From then on, your weekly meal plan uses dropdown menus: for each day and meal slot, you select a recipe from the list you’ve already built. The moment you make those selections, formulas do the work behind the scenes — they look up every ingredient for every chosen meal, add up the quantities (so four meals’ worth of onions become one line), and drop the combined result onto a grocery list tab. Because every ingredient is tagged with a store section, the list comes out already grouped: all your produce together, all your dairy together, all your pantry staples together.

You didn’t write a list. You picked seven dinners and the list appeared.

The Pantry Layer: Buy Only What You Actually Need

A great grocery list doesn’t just tell you what your meals require — it tells you what you’re missing. The upgrade that saves the most money is cross-referencing the generated list against a pantry inventory.

When the spreadsheet knows you already have rice, canned tomatoes, and half a bag of frozen peas, it can split the shopping list into two clear columns: need to buy versus already have. You shop only the first column. That single feature quietly prevents the most common grocery leak there is — re-buying staples you forgot you owned, which for most households is $50 to $100 sitting in the cabinet at any given time.

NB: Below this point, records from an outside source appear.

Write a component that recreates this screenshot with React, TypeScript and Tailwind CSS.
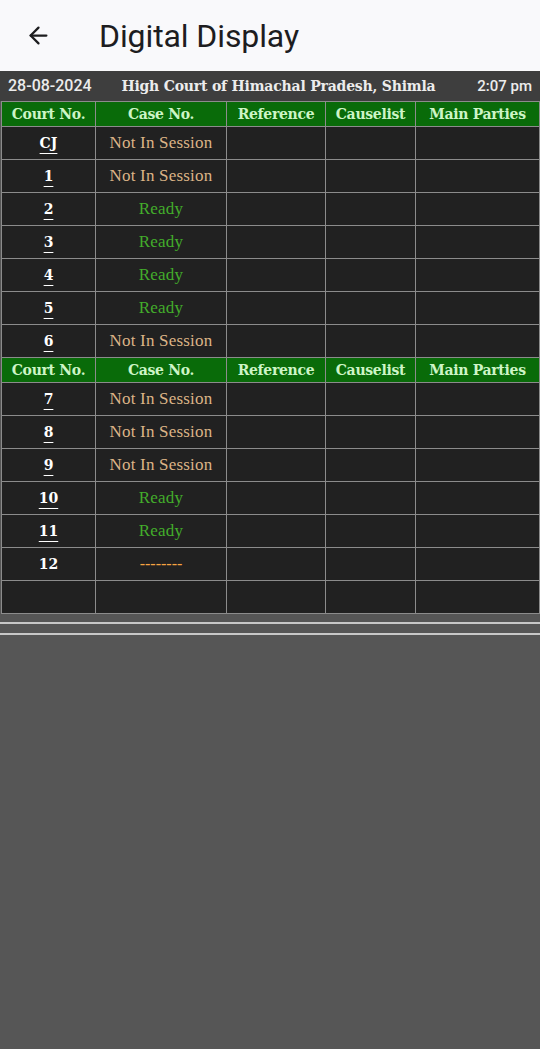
import { ArrowLeft } from 'lucide-react'

type Row = { court: string; status: 'off' | 'ready' | 'none' | 'empty'; link: boolean }

const firstBlock: Row[] = [
  { court: 'CJ', status: 'off', link: true },
  { court: '1', status: 'off', link: true },
  { court: '2', status: 'ready', link: true },
  { court: '3', status: 'ready', link: true },
  { court: '4', status: 'ready', link: true },
  { court: '5', status: 'ready', link: true },
  { court: '6', status: 'off', link: true },
]

const secondBlock: Row[] = [
  { court: '7', status: 'off', link: true },
  { court: '8', status: 'off', link: true },
  { court: '9', status: 'off', link: true },
  { court: '10', status: 'ready', link: true },
  { court: '11', status: 'ready', link: true },
  { court: '12', status: 'none', link: false },
  { court: '', status: 'empty', link: false },
]

const cell = 'border border-[#8c8c8c] text-center p-0'

function HeaderRow() {
  const heads = ['Court No.', 'Case No.', 'Reference', 'Causelist', 'Main Parties']
  return (
    <tr className="h-[25px] bg-[#096b09]">
      {heads.map((h) => (
        <th
          key={h}
          className={`${cell} font-['DejaVu_Serif',serif] text-[14px] font-bold text-[#cdf5c6] tracking-[-0.3px]`}
        >
          {h}
        </th>
      ))}
    </tr>
  )
}

function Status({ s }: { s: Row['status'] }) {
  if (s === 'off') return <span className="text-[#dcb487]">Not In Session</span>
  if (s === 'ready') return <span className="text-[#43ad2b]">Ready</span>
  if (s === 'none') return <span className="text-[#f5a442] text-[16px] tracking-[0px]">--------</span>
  return null
}

function DataRow({ row }: { row: Row }) {
  return (
    <tr className="h-[33px] bg-[#212121]">
      <td className={`${cell} font-['DejaVu_Serif',serif] text-[14px] font-bold text-white`}>
        {row.link ? (
          <span className="underline underline-offset-[5px] decoration-[1px]">{row.court}</span>
        ) : (
          row.court
        )}
      </td>
      <td className={`${cell} font-['Liberation_Serif',serif] text-[17px] tracking-[0.2px]`}>
        <Status s={row.status} />
      </td>
      <td className={cell}></td>
      <td className={cell}></td>
      <td className={cell}></td>
    </tr>
  )
}

export default function App() {
  return (
    <div className="w-[540px] h-[1049px] flex flex-col bg-[#565656]">
      {/* top bar */}
      <div className="h-[71px] shrink-0 bg-[#f9f9fb] flex items-center">
        <ArrowLeft className="ml-[25px] w-[27px] h-[27px] text-[#1d1d1f]" strokeWidth={2} />
        <h1 className="ml-[47px] text-[32px] text-[#1d1d1f] font-['Roboto',sans-serif] tracking-[-0.1px]">
          Digital Display
        </h1>
      </div>

      {/* date / court bar */}
      <div className="h-[30px] bg-[#3e3e3e] flex items-center justify-between pl-[8px] pr-[8px] text-[#ececec]">
        <span className="text-[16px] font-medium font-['Roboto',sans-serif]">28-08-2024</span>
        <span className="font-['DejaVu_Serif',serif] text-[14px] font-bold tracking-[-0.2px] mr-[12px]">
          High Court of Himachal Pradesh, Shimla
        </span>
        <span className="text-[15px] font-medium font-['Roboto',sans-serif]">2:07 pm</span>
      </div>

      <table className="ml-[1px] w-[538px] border-collapse table-fixed">
        <colgroup>
          <col className="w-[94px]" />
          <col className="w-[131px]" />
          <col className="w-[99px]" />
          <col className="w-[90px]" />
          <col className="w-[124px]" />
        </colgroup>
        <tbody>
          <HeaderRow />
          {firstBlock.map((r) => (
            <DataRow key={r.court} row={r} />
          ))}
          <HeaderRow />
          {secondBlock.map((r, i) => (
            <DataRow key={'b' + i} row={r} />
          ))}
        </tbody>
      </table>

      <div className="mt-[8px] h-[2px] bg-[#c8c8c8]" />
      <div className="mt-[9px] h-[2px] bg-[#c8c8c8]" />
    </div>
  )
}
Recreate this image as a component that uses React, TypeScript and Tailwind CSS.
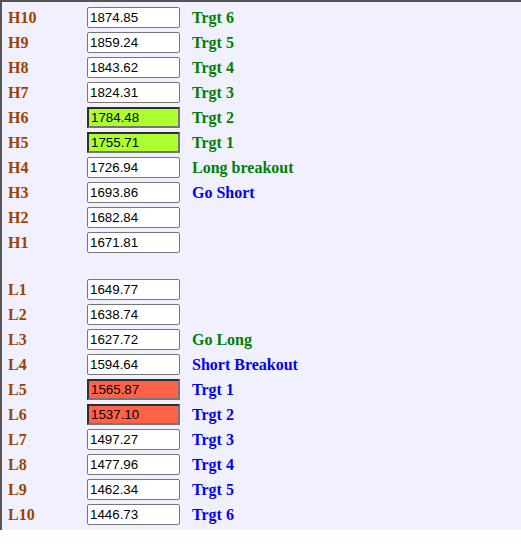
type Level = {
  name: string;
  value: string;
  note?: string;
  tone?: 'green' | 'blue';
  hit?: 'up' | 'down';
};

const highs: Level[] = [
  { name: 'H10', value: '1874.85', note: 'Trgt 6', tone: 'green' },
  { name: 'H9', value: '1859.24', note: 'Trgt 5', tone: 'green' },
  { name: 'H8', value: '1843.62', note: 'Trgt 4', tone: 'green' },
  { name: 'H7', value: '1824.31', note: 'Trgt 3', tone: 'green' },
  { name: 'H6', value: '1784.48', note: 'Trgt 2', tone: 'green', hit: 'up' },
  { name: 'H5', value: '1755.71', note: 'Trgt 1', tone: 'green', hit: 'up' },
  { name: 'H4', value: '1726.94', note: 'Long breakout', tone: 'green' },
  { name: 'H3', value: '1693.86', note: 'Go Short', tone: 'blue' },
  { name: 'H2', value: '1682.84' },
  { name: 'H1', value: '1671.81' },
];

const lows: Level[] = [
  { name: 'L1', value: '1649.77' },
  { name: 'L2', value: '1638.74' },
  { name: 'L3', value: '1627.72', note: 'Go Long', tone: 'green' },
  { name: 'L4', value: '1594.64', note: 'Short Breakout', tone: 'blue' },
  { name: 'L5', value: '1565.87', note: 'Trgt 1', tone: 'blue', hit: 'down' },
  { name: 'L6', value: '1537.10', note: 'Trgt 2', tone: 'blue', hit: 'down' },
  { name: 'L7', value: '1497.27', note: 'Trgt 3', tone: 'blue' },
  { name: 'L8', value: '1477.96', note: 'Trgt 4', tone: 'blue' },
  { name: 'L9', value: '1462.34', note: 'Trgt 5', tone: 'blue' },
  { name: 'L10', value: '1446.73', note: 'Trgt 6', tone: 'blue' },
];

function Row({ level }: { level: Level }) {
  let box = 'border border-[#767676] rounded-[2px] bg-white';
  if (level.hit === 'up') {
    box = 'border-2 border-t-[#2e2e2e] border-l-[#2e2e2e] border-r-[#767676] border-b-[#767676] bg-[#adff2f]';
  } else if (level.hit === 'down') {
    box = 'border-2 border-t-[#2e2e2e] border-l-[#2e2e2e] border-r-[#767676] border-b-[#767676] bg-[#ff6347]';
  }
  return (
    <div className="flex h-[25px] items-center">
      <div className="w-[79px] font-['Liberation_Serif',serif] text-[16px] font-bold text-[#a04000]">
        {level.name}
      </div>
      <input
        readOnly
        defaultValue={level.value}
        className={`h-[21px] w-[93px] px-[2px] font-['Liberation_Sans',Arial,sans-serif] text-[13.33px] text-black outline-none ${box}`}
      />
      {level.note && (
        <div
          className={`ml-3 font-['Liberation_Serif',serif] text-[16px] font-bold ${
            level.tone === 'green' ? 'text-[#008000]' : 'text-[#0000ff]'
          }`}
        >
          {level.note}
        </div>
      )}
    </div>
  );
}

export default function App() {
  return (
    <div className="min-h-[544px] bg-white">
      <div className="border-t-2 border-l-2 border-[#555] bg-[#f0f0ff] pl-[6px] pt-[3px] pb-[3px]">
        {highs.map((l) => (
          <Row key={l.name} level={l} />
        ))}
        <div className="h-[22px]" />
        {lows.map((l) => (
          <Row key={l.name} level={l} />
        ))}
      </div>
    </div>
  );
}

Why Aisle Organization Matters More Than You’d Think

Grouping a list by store section feels like a small nicety until you time yourself. A shopper with a random list backtracks constantly and, more importantly, is far more likely to walk past the impulse-buy endcaps twice. A shopper clearing one section at a time moves in a straight line, spends less time exposed to tempting extras, and finishes faster.

The time savings are real — commonly 15 to 30 minutes per trip — but the money savings from less impulse exposure add up just as much over a year of weekly shops.

Spreadsheet vs. App: Why the Sheet Wins for This

Meal-planning apps exist, and some auto-generate lists too. But they come with trade-offs: monthly fees, a locked recipe database you don’t fully control, ads, and math that’s hidden from you. A spreadsheet flips all of that. You own the file forever with no subscription, you can see and edit every recipe and formula, and it works in tools you already have — Excel on the desktop, Google Sheets free with any Google account.

And it travels. Drop the file into Google Drive, open it in the Sheets app, and your aisle-sorted list — with the pantry split intact — is on your phone at the store. No new app to learn, no account to create.

Set It Up Once, Coast Every Week After

The honest catch is the initial setup: you have to enter your recipes and their ingredients the first time. Budget an hour to load in the 15 or 20 meals you actually rotate through. After that, every future week is just picking meals from dropdowns and watching the list build itself — the effort curve drops to almost nothing, which is exactly why this system sticks when handwritten lists don’t.


Frequently Asked Questions

Can a spreadsheet automatically generate a grocery list from my meal plan?

Yes. A properly built meal planner spreadsheet links each recipe to its ingredients, so when you select meals for the week from dropdown menus, formulas pull every ingredient, combine duplicates, and output a single shopping list. You pick the meals; the list assembles itself. The best versions also organize the list by store aisle and separate what you need to buy from what's already in your pantry.

How does a grocery list organized by aisle save time?

Shopping in a random order means backtracking across the store — you grab milk, walk to produce, then remember you needed cheese back in dairy. A list grouped by section (produce, meat, dairy, pantry, frozen) lets you clear one area completely before moving on. Shoppers who use an aisle-organized list routinely cut 15–30 minutes off a trip and are far less likely to forget an item and have to return.

Do I have to rebuild my grocery list every week?

Not if your list is generated from your meal plan. When your recipes and their ingredients are stored once in the spreadsheet, each new week is just picking different meals from the dropdowns — the grocery list regenerates itself instantly. You only ever enter a recipe's ingredients one time, no matter how many weeks you cook it.

Does a meal planner spreadsheet work on my phone at the store?

Yes, if it's built in Excel or Google Sheets. Upload the file to Google Drive and open it in the Google Sheets app, and your auto-generated grocery list is in your pocket at the store — with checkboxes and the aisle grouping intact. No separate app, subscription, or account beyond the Google login you already have.